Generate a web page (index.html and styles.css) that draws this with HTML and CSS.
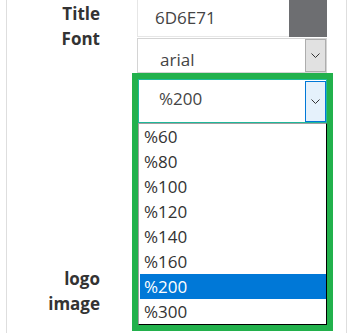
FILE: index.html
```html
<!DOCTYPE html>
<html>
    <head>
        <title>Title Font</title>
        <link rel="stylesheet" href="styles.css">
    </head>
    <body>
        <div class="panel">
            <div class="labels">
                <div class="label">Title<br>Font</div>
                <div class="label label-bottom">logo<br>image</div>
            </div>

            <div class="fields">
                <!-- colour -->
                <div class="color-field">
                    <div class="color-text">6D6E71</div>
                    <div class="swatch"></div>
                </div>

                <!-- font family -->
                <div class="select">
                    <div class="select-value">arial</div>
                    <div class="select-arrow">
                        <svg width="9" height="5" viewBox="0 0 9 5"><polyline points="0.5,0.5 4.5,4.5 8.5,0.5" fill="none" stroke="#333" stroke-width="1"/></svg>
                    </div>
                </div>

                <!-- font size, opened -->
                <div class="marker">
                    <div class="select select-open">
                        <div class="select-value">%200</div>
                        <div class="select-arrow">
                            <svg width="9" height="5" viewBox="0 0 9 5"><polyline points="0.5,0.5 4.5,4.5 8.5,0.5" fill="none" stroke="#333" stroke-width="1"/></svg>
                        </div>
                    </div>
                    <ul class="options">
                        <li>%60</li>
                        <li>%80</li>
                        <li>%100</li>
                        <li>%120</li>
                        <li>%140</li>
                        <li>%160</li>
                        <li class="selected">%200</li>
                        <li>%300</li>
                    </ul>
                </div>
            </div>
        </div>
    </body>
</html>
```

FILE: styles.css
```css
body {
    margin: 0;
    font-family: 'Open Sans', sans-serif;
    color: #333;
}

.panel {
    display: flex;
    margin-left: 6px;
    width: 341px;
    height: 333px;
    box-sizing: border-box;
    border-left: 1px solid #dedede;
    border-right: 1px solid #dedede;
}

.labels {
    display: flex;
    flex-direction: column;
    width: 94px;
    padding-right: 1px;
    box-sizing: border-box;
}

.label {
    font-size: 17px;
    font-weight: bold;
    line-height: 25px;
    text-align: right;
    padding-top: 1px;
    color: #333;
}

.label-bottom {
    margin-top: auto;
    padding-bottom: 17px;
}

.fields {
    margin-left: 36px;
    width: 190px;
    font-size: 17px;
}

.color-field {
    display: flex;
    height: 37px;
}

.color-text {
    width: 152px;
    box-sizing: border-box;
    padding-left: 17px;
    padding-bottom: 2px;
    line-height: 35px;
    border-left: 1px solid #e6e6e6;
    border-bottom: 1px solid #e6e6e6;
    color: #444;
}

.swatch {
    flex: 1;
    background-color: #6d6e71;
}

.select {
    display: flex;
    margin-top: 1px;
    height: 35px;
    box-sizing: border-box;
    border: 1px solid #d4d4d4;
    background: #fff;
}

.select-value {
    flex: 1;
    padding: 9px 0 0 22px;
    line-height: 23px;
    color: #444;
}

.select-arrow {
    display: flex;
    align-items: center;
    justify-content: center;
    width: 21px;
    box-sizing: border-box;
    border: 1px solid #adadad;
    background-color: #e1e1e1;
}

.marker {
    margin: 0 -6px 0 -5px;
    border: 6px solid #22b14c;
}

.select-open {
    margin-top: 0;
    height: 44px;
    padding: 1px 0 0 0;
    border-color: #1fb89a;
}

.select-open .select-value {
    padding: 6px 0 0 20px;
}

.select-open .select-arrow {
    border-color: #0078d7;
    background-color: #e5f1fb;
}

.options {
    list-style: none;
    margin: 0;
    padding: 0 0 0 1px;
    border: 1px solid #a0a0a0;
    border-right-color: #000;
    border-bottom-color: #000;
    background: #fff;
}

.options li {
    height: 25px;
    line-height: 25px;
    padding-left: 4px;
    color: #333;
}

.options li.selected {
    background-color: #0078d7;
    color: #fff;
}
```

—————

* [WHAT THE EXERCISE ASKS]: Every line of the data above should be quoted exactly. Omit the pictures.

* [RIGHT ANSWER]:
Generate a web page (index.html and styles.css) that draws this with HTML and CSS.
FILE: index.html
```html
<!DOCTYPE html>
<html>
    <head>
        <title>Title Font</title>
        <link rel="stylesheet" href="styles.css">
    </head>
    <body>
        <div class="panel">
            <div class="labels">
                <div class="label">Title<br>Font</div>
                <div class="label label-bottom">logo<br>image</div>
            </div>

            <div class="fields">
                <!-- colour -->
                <div class="color-field">
                    <div class="color-text">6D6E71</div>
                    <div class="swatch"></div>
                </div>

                <!-- font family -->
                <div class="select">
                    <div class="select-value">arial</div>
                    <div class="select-arrow">
                        <svg width="9" height="5" viewBox="0 0 9 5"><polyline points="0.5,0.5 4.5,4.5 8.5,0.5" fill="none" stroke="#333" stroke-width="1"/></svg>
                    </div>
                </div>

                <!-- font size, opened -->
                <div class="marker">
                    <div class="select select-open">
                        <div class="select-value">%200</div>
                        <div class="select-arrow">
                            <svg width="9" height="5" viewBox="0 0 9 5"><polyline points="0.5,0.5 4.5,4.5 8.5,0.5" fill="none" stroke="#333" stroke-width="1"/></svg>
                        </div>
                    </div>
                    <ul class="options">
                        <li>%60</li>
                        <li>%80</li>
                        <li>%100</li>
                        <li>%120</li>
                        <li>%140</li>
                        <li>%160</li>
                        <li class="selected">%200</li>
                        <li>%300</li>
                    </ul>
                </div>
            </div>
        </div>
    </body>
</html>
```

FILE: styles.css
```css
body {
    margin: 0;
    font-family: 'Open Sans', sans-serif;
    color: #333;
}

.panel {
    display: flex;
    margin-left: 6px;
    width: 341px;
    height: 333px;
    box-sizing: border-box;
    border-left: 1px solid #dedede;
    border-right: 1px solid #dedede;
}

.labels {
    display: flex;
    flex-direction: column;
    width: 94px;
    padding-right: 1px;
    box-sizing: border-box;
}

.label {
    font-size: 17px;
    font-weight: bold;
    line-height: 25px;
    text-align: right;
    padding-top: 1px;
    color: #333;
}

.label-bottom {
    margin-top: auto;
    padding-bottom: 17px;
}

.fields {
    margin-left: 36px;
    width: 190px;
    font-size: 17px;
}

.color-field {
    display: flex;
    height: 37px;
}

.color-text {
    width: 152px;
    box-sizing: border-box;
    padding-left: 17px;
    padding-bottom: 2px;
    line-height: 35px;
    border-left: 1px solid #e6e6e6;
    border-bottom: 1px solid #e6e6e6;
    color: #444;
}

.swatch {
    flex: 1;
    background-color: #6d6e71;
}

.select {
    display: flex;
    margin-top: 1px;
    height: 35px;
    box-sizing: border-box;
    border: 1px solid #d4d4d4;
    background: #fff;
}

.select-value {
    flex: 1;
    padding: 9px 0 0 22px;
    line-height: 23px;
    color: #444;
}

.select-arrow {
    display: flex;
    align-items: center;
    justify-content: center;
    width: 21px;
    box-sizing: border-box;
    border: 1px solid #adadad;
    background-color: #e1e1e1;
}

.marker {
    margin: 0 -6px 0 -5px;
    border: 6px solid #22b14c;
}

.select-open {
    margin-top: 0;
    height: 44px;
    padding: 1px 0 0 0;
    border-color: #1fb89a;
}

.select-open .select-value {
    padding: 6px 0 0 20px;
}

.select-open .select-arrow {
    border-color: #0078d7;
    background-color: #e5f1fb;
}

.options {
    list-style: none;
    margin: 0;
    padding: 0 0 0 1px;
    border: 1px solid #a0a0a0;
    border-right-color: #000;
    border-bottom-color: #000;
    background: #fff;
}

.options li {
    height: 25px;
    line-height: 25px;
    padding-left: 4px;
    color: #333;
}

.options li.selected {
    background-color: #0078d7;
    color: #fff;
}
```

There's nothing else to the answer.